Where to run a Chaos Day

It doesn’t have to be production

Chaos Engineering was made famous by Netflix running their Chaos Monkey in production. However, as Norah Jones writes in her excellent Chaos Engineering Traps post, they learnt lots about resilience just through automating their experiments, before they were even run in production itself!
Because Chaos Engineering is highly contextual, what is right for one organisation may not be appropriate for another. If your pre-production environment is a close enough replica of production (e.g. same architecture, characteristics and supporting structures, such as service configuration, deployment, telemetry, etc.) then running experiments in pre-production will still provide valuable lessons, without the costs and risks of targeting production.
Your production environment will always be the most realistic environment to run experiments in though, so always first consider how experiments could be run there, without impacting users or the business. Various techniques make this possible, including:
  1. 1.
    Shadow running production traffic in isolated production instances - production requests are replicated as early as possible and the replicated traffic is directed down a set of production service instances that are reserved for experimentation.
  2. 2.
    Blue-green deployments or canary releases - experiments are deployed to a small percentage of your production estate, which receives a small amount of production traffic, thus controlling the proportion of sessions impacted if experiments get out of control.
  3. 3.
    Flying below the error threshold radar - (in combination with blue-green deployments) as most complex environments have an ongoing (but preferably low level) amount of errors, experiments can be safely run providing they don’t elevate the steady-state error level to above an impactful threshold. Achieving this requires close monitoring of the steady-state error level and any delta introduced by an experiment, plus the ability to quickly disable an experiment before the threshold is exceeded.
  4. 4.
    Friendly beta users - if production traffic can be segregated by user, and you have access to a set of users willing to participate in experiments, then beta user traffic could be directed at production instances that are reserved for experimentation.

Environmental considerations

Some organisations we’ve run chaos days in have multiple pre-production environments to choose from, alongside the production one.
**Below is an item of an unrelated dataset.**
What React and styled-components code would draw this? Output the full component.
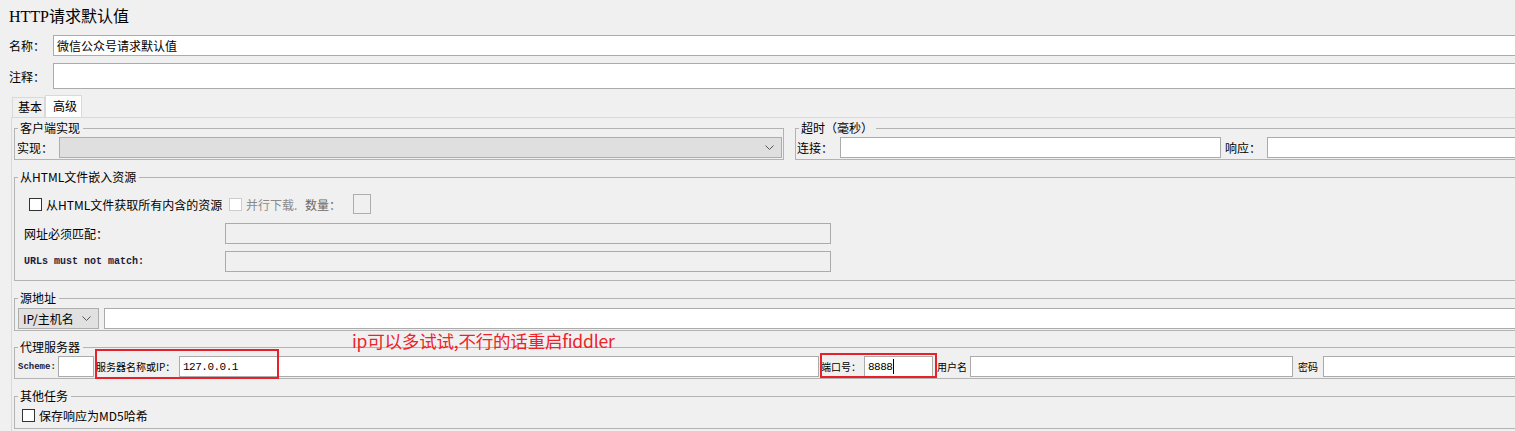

When choosing which pre-production environment to use, consider:
  1. 1.
    Likeness to production - how different to production is the environment’s architecture and configuration (e.g. instance size/compute power), connectivity (e.g. which services are present and operational, which are stubbed or connected to external dependencies), supporting structures such as deployment mechanisms, telemetry and alerting configuration. Note that even if your pre-production is technically identical to production, there may still be differences in how teams interact or treat that environment. For example, alerts may not follow the same process as for Production, alerts may be ignored for pre-production environments due to existing high signal-to-noise.
  2. 2.
    Load generation - failures are only observable when triggered by a stimulus, normally in the form of simulated user traffic. Environments that already have load tests running against them can often be easier to experiment on.
  3. 3.
    Telemetry - because pre-production environments normally receive less traffic than production, and are often used for testing, their logging, monitoring and alerting services may require configuration changes (e.g. turn on alerts, set error threshold lower) before (and after) Chaos Day in order for failures to show up during the event.
  4. 4.
    Business impact - what is the impact on other teams that use this environment? Do they need it to be fully functional in order to deliver a time-critical capability? If experiments get out of control and cause more chaos than intended, how quickly could normal service be resumed?
  5. 5.
    Communication channels - how do teams normally collaborate when an issue occurs in production? Is there a similar setup for the pre-production environment? Aim to standardise as much as possible across environments, so Chaos Day participants strengthen their muscle memory for how to respond during a real production incident.